* Begin *

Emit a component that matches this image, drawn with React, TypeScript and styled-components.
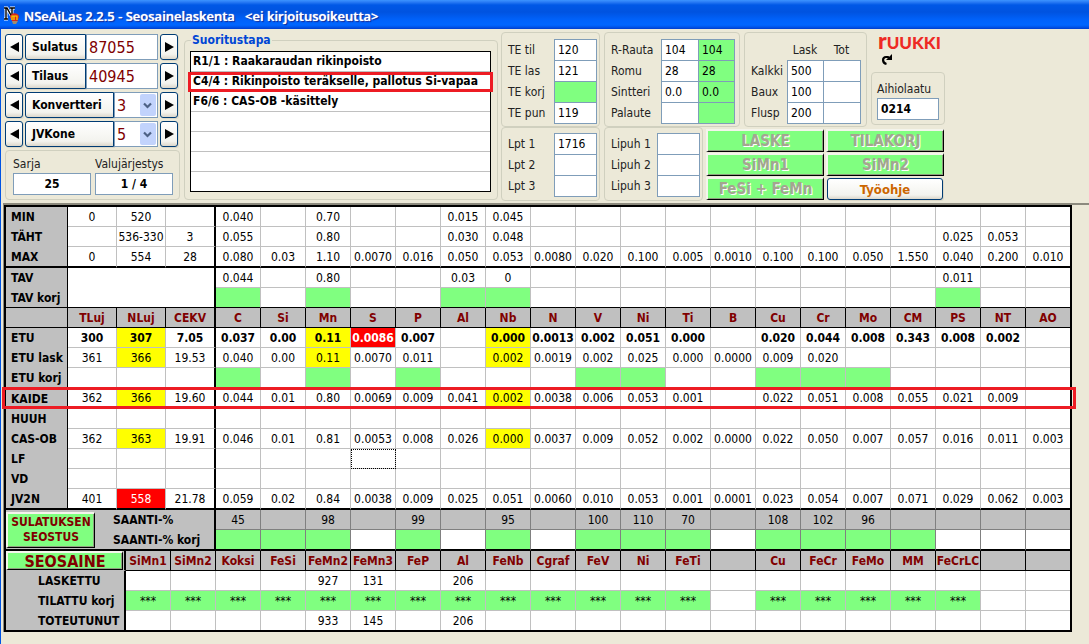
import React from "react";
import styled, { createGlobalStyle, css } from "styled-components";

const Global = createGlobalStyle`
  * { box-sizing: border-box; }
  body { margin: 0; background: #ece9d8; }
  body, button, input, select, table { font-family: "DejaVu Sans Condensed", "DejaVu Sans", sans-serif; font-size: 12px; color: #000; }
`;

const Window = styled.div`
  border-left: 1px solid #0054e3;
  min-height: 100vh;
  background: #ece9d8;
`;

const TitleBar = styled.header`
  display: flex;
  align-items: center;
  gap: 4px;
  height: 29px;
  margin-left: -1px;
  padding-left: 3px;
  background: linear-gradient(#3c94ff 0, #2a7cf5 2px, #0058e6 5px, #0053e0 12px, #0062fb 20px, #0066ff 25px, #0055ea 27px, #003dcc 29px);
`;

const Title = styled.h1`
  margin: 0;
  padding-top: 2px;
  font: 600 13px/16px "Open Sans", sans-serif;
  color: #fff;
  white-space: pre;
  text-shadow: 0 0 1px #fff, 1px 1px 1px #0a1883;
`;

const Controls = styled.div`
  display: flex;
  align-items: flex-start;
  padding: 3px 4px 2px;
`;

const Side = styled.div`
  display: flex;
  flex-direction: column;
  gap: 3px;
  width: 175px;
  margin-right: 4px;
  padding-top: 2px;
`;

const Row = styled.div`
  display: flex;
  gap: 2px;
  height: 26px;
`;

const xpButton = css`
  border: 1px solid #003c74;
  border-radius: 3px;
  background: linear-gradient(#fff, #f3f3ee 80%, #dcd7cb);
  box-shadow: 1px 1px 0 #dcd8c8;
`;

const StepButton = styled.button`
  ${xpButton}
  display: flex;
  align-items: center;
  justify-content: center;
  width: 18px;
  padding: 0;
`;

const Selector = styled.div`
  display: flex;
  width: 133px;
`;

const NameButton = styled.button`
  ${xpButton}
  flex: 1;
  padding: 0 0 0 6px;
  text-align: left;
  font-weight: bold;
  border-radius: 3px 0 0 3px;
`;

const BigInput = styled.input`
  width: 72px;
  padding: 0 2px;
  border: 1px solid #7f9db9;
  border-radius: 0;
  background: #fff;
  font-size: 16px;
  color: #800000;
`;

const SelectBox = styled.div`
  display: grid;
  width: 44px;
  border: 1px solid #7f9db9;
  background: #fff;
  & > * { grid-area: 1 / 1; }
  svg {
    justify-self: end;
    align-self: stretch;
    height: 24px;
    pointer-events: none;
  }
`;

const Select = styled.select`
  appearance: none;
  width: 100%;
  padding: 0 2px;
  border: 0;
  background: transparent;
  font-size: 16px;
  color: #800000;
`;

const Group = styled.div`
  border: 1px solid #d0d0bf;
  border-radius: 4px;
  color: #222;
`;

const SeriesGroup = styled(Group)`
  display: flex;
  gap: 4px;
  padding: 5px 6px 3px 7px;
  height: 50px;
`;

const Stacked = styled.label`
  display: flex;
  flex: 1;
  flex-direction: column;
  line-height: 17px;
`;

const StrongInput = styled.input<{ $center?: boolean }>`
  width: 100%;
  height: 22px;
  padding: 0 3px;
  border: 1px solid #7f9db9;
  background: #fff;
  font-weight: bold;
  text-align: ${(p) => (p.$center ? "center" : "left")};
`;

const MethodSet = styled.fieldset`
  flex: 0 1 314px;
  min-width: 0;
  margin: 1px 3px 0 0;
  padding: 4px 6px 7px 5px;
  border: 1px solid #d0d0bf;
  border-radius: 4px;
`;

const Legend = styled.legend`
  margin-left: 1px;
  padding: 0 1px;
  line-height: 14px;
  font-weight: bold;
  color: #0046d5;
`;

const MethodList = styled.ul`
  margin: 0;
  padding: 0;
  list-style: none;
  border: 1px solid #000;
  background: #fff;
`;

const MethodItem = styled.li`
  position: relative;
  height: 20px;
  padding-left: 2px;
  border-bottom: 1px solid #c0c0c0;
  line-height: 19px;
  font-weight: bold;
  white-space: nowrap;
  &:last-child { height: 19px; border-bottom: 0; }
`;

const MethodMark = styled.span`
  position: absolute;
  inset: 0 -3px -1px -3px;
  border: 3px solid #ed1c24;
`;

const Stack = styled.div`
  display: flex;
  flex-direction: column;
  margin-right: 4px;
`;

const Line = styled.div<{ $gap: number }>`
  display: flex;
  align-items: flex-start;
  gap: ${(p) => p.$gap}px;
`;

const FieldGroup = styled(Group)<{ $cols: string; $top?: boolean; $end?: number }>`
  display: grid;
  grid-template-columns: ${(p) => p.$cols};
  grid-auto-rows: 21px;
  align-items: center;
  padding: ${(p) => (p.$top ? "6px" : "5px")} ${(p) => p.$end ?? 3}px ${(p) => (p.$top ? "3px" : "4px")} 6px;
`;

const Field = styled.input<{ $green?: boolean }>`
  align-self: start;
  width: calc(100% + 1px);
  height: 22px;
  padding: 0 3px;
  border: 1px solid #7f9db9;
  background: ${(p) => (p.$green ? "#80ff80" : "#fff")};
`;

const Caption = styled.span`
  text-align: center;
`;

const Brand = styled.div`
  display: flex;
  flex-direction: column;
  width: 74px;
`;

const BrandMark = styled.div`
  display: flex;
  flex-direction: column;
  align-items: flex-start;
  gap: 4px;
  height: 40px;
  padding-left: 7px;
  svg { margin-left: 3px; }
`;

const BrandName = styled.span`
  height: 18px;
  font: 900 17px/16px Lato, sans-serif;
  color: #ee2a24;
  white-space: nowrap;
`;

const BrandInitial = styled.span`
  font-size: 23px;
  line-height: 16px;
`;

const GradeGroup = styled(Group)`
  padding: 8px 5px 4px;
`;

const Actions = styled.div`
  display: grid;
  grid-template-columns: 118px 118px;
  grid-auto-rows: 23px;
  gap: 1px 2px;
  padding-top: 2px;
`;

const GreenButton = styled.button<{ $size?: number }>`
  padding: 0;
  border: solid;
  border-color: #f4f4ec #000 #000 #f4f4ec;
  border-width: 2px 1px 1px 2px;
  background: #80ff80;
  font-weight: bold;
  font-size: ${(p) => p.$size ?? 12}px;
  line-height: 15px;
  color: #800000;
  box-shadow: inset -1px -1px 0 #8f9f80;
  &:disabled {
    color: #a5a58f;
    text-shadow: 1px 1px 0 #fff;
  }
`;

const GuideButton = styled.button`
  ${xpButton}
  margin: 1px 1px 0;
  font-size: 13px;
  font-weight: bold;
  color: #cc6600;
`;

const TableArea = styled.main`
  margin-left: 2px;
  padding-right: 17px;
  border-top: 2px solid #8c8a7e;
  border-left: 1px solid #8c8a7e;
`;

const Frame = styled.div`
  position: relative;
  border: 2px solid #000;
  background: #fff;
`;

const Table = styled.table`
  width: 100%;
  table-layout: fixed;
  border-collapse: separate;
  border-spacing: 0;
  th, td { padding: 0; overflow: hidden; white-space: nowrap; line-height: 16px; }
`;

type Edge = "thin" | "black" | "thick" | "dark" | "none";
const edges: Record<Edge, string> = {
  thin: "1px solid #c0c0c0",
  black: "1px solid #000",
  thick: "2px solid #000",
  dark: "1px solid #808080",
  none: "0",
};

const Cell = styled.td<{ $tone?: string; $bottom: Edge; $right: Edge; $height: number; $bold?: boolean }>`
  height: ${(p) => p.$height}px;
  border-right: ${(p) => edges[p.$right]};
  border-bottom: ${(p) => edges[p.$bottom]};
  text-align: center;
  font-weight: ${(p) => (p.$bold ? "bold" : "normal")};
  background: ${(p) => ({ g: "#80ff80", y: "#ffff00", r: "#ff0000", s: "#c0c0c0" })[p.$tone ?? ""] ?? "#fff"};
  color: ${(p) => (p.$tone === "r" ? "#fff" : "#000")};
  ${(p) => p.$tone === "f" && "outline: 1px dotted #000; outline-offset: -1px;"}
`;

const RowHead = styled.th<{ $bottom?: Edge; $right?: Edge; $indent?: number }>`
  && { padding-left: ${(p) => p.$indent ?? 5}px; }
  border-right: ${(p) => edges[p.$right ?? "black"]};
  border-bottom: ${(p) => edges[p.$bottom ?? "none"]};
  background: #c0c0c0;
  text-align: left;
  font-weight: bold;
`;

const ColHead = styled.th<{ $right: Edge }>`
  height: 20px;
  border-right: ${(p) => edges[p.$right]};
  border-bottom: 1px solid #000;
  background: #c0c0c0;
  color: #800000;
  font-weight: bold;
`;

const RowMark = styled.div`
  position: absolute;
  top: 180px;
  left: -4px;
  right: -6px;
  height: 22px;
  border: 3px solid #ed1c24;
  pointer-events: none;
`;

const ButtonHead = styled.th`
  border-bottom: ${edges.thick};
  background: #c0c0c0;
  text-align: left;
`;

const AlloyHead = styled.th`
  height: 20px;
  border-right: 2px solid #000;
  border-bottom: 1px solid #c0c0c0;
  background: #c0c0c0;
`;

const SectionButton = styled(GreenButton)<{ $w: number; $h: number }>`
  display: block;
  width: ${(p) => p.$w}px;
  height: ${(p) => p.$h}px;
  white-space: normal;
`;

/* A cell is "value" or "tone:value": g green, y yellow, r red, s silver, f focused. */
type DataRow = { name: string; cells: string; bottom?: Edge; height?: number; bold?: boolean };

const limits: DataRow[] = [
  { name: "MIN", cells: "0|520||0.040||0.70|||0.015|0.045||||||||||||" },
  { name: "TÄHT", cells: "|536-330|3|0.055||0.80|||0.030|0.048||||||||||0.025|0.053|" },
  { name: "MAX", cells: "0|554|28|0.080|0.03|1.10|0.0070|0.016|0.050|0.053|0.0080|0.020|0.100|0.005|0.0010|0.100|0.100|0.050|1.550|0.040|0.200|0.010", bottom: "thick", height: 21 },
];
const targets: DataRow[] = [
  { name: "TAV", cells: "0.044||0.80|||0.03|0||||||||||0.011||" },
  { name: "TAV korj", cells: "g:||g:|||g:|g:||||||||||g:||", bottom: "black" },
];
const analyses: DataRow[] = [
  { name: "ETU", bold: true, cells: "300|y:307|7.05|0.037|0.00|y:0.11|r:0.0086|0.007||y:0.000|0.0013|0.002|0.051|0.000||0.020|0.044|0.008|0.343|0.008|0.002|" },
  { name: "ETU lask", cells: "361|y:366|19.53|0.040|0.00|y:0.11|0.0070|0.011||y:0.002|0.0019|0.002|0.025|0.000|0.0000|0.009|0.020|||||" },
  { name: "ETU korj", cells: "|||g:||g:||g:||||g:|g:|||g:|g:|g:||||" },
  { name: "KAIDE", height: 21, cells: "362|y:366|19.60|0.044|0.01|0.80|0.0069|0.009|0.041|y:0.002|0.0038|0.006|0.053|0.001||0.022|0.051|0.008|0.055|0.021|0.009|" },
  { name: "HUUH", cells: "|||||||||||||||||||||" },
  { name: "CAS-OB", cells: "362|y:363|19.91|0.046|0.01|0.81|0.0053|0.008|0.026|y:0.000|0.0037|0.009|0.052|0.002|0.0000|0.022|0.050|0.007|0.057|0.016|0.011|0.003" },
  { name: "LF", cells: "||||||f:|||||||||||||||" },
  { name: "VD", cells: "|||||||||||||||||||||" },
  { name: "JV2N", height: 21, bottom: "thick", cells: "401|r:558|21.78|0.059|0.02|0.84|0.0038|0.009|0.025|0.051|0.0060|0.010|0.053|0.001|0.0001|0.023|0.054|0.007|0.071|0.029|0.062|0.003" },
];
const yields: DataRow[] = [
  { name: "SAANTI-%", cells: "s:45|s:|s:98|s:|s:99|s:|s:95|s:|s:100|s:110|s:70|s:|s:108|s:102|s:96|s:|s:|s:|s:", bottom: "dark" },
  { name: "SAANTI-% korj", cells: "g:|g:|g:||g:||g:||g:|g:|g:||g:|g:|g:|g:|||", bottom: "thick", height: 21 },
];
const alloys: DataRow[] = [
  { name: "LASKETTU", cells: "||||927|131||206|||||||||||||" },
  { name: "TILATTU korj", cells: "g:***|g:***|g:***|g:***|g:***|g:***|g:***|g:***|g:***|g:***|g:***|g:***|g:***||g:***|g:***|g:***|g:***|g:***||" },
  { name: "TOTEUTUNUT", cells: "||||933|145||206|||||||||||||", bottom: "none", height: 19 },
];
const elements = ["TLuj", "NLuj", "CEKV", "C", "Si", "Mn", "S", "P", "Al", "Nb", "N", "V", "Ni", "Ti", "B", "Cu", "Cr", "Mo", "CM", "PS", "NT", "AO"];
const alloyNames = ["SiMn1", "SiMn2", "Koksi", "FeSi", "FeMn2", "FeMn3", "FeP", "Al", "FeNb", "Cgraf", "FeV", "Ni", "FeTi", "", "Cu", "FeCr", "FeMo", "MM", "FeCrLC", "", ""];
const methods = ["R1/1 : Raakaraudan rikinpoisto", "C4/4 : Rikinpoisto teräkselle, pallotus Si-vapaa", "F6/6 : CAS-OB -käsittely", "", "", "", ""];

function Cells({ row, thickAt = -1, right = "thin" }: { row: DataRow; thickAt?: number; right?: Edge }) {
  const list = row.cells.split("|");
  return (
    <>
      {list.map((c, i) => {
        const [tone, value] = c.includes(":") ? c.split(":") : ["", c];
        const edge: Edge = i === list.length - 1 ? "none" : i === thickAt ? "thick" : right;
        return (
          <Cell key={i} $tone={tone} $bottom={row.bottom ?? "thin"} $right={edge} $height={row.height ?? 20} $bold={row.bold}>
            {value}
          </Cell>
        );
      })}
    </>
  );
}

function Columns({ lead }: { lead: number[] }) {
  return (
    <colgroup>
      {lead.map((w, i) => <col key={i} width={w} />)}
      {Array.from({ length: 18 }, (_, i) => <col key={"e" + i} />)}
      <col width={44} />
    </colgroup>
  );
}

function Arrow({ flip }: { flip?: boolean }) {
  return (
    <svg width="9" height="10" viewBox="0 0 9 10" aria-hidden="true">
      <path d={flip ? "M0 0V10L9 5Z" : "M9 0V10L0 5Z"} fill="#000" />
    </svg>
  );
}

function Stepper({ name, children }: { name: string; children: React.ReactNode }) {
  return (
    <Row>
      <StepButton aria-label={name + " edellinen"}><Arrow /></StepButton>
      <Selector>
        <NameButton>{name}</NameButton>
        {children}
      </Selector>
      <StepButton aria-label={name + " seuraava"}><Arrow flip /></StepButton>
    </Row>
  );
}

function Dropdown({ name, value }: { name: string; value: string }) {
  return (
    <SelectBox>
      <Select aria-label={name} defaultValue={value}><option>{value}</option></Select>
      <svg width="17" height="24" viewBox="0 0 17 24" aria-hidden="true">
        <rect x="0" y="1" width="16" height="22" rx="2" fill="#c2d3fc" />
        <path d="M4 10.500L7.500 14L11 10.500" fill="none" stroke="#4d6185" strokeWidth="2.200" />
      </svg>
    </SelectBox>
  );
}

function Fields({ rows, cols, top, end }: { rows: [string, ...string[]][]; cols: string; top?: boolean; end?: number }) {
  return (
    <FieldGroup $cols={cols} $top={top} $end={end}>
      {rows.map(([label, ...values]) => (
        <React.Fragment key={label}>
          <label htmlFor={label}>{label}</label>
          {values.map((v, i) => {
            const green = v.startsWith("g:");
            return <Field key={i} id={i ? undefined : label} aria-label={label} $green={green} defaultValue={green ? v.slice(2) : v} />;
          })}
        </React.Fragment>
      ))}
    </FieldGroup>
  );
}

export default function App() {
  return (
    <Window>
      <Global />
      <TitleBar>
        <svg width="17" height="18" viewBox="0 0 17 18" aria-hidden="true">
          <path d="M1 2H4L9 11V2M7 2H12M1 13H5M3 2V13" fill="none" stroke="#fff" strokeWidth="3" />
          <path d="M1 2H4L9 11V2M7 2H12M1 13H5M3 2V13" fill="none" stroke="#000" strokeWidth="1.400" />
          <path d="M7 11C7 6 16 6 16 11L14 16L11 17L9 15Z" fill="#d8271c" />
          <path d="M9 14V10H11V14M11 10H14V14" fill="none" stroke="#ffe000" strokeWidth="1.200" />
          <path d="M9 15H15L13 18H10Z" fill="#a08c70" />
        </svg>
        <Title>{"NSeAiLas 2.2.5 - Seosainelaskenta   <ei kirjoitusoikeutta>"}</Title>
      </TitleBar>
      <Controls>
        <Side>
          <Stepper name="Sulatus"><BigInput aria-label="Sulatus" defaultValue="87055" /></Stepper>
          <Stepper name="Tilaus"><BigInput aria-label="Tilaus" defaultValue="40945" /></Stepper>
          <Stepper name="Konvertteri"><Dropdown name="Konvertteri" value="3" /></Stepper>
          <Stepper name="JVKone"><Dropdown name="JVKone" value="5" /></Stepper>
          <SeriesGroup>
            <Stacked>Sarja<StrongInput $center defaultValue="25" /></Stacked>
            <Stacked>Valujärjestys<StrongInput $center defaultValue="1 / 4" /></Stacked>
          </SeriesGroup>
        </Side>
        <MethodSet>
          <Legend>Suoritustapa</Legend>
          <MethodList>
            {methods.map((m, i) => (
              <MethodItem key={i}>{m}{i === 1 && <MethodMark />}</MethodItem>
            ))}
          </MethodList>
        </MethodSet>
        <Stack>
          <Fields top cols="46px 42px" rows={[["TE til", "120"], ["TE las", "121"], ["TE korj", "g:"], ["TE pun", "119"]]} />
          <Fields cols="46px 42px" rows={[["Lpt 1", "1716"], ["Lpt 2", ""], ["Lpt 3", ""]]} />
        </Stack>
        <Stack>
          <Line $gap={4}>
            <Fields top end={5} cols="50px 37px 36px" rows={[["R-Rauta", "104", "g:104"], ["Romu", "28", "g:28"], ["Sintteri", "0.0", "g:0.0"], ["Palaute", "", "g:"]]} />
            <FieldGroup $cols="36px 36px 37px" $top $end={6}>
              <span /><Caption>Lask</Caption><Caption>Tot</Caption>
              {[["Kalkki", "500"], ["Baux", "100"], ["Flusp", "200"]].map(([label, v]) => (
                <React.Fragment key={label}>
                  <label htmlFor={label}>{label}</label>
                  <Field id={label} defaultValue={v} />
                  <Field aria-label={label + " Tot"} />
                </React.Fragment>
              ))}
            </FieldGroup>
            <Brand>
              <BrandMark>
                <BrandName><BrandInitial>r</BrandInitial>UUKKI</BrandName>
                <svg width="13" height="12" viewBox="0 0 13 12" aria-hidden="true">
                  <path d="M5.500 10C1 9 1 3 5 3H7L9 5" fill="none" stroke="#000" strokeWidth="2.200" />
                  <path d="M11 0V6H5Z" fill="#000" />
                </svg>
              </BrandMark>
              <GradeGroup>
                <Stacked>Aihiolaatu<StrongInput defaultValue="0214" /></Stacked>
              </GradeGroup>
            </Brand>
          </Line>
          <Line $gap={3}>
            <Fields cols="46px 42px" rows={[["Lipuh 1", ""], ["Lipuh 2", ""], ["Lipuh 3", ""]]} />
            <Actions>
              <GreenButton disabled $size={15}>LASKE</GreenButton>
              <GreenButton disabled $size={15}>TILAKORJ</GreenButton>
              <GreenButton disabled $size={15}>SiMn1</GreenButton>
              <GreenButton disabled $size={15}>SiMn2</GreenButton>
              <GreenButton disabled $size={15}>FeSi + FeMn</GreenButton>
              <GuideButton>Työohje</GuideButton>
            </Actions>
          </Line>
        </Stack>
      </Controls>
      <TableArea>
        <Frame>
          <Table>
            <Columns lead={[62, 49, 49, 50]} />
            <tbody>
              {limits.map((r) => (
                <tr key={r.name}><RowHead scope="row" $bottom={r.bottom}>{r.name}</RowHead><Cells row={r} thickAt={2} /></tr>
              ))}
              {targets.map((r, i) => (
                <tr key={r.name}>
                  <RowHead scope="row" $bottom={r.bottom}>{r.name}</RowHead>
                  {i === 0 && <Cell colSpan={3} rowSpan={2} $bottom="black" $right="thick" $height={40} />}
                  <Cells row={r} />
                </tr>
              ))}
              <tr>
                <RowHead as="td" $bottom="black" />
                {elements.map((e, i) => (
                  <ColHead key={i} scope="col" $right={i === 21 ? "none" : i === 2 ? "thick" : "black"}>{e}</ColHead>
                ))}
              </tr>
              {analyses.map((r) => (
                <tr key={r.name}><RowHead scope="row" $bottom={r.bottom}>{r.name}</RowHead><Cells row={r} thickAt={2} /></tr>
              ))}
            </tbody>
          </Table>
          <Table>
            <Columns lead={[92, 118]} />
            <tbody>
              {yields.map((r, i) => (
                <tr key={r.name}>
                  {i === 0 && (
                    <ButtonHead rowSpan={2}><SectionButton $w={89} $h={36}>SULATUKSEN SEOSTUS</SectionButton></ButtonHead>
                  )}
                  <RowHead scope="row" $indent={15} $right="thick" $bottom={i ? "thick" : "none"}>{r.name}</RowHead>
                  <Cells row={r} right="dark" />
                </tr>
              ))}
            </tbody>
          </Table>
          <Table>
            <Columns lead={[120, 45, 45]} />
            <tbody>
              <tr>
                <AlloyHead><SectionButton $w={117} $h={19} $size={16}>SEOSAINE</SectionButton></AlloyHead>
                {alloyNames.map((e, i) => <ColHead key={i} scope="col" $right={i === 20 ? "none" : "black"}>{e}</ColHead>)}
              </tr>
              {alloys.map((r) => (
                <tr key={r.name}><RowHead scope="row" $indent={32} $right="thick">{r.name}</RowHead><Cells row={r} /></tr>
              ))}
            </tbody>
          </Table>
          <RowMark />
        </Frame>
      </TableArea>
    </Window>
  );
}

* End *

* **WORK REQUIRED**:
Take every line above carrying "components" and return it.

* **RESPONSE TO THIS EXERCISE**:
Emit a component that matches this image, drawn with React, TypeScript and styled-components.
import styled, { createGlobalStyle, css } from "styled-components";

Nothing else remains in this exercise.